Where this idea of basing the municipal tax on the value of your house came from, I’ll never know. They might as well base it on the number of hairs on your head, for all it has to do with ensuring a fair tax burden.
The municipal tax system should be based on income, as all of our other non-consumption taxes are.
January 3, 2017 at 9:42 pm
In the end income tax is a tax of income. People have options to ‘hide’ their income, especially in some southern European countries that are suffering financial crises. Property tax is a tax of wealth, of sorts. People actually have options. They can choose to live under their wealth in a smaller house with less land. Or they can choose to move to a lower tax municipality. If you move to Seguin you will pay about 1/3 the property taxes of Parry Sound. I’m not complaining about that, but people do have options.
The Parry Sound Director of Finance has made a reasonable argument that the value delivered by the Town to individuals for their property tax is a relative bargain. It certainly is a bargain compared to what we pay for auto insurance.

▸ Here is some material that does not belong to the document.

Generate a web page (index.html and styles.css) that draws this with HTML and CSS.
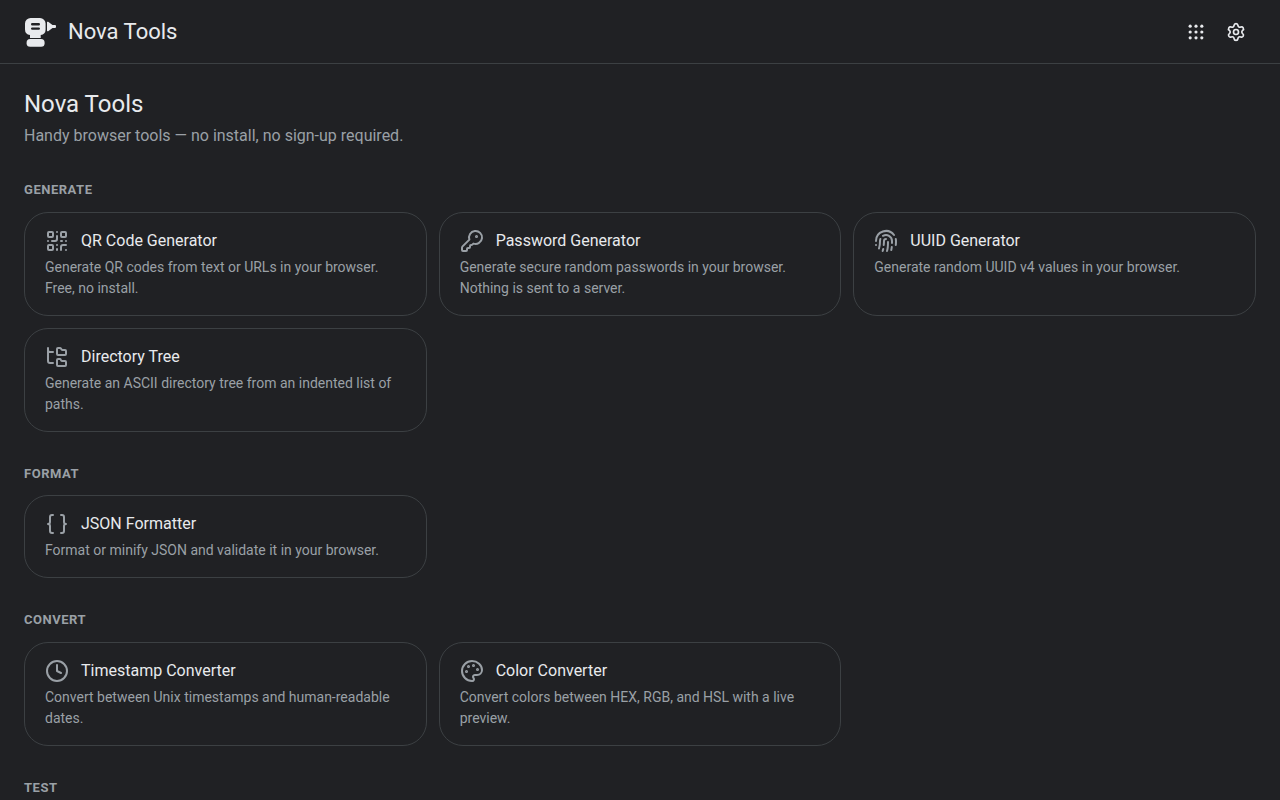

So we as a society we tax income, consumption and wealth in a variety of ways. In the end it’s not that bad because we do have options to minimize taxes, not necessarily options that keep everybody happy in all cases, or come without some sacrifices. The system has been built over decades by smart people; I give them credit for making tough choices. We also need to make tough choices, individually and as a community. Do we really need a ‘music garden’? Do we really need an aquatic complex? Did we really need the Stockey Centre?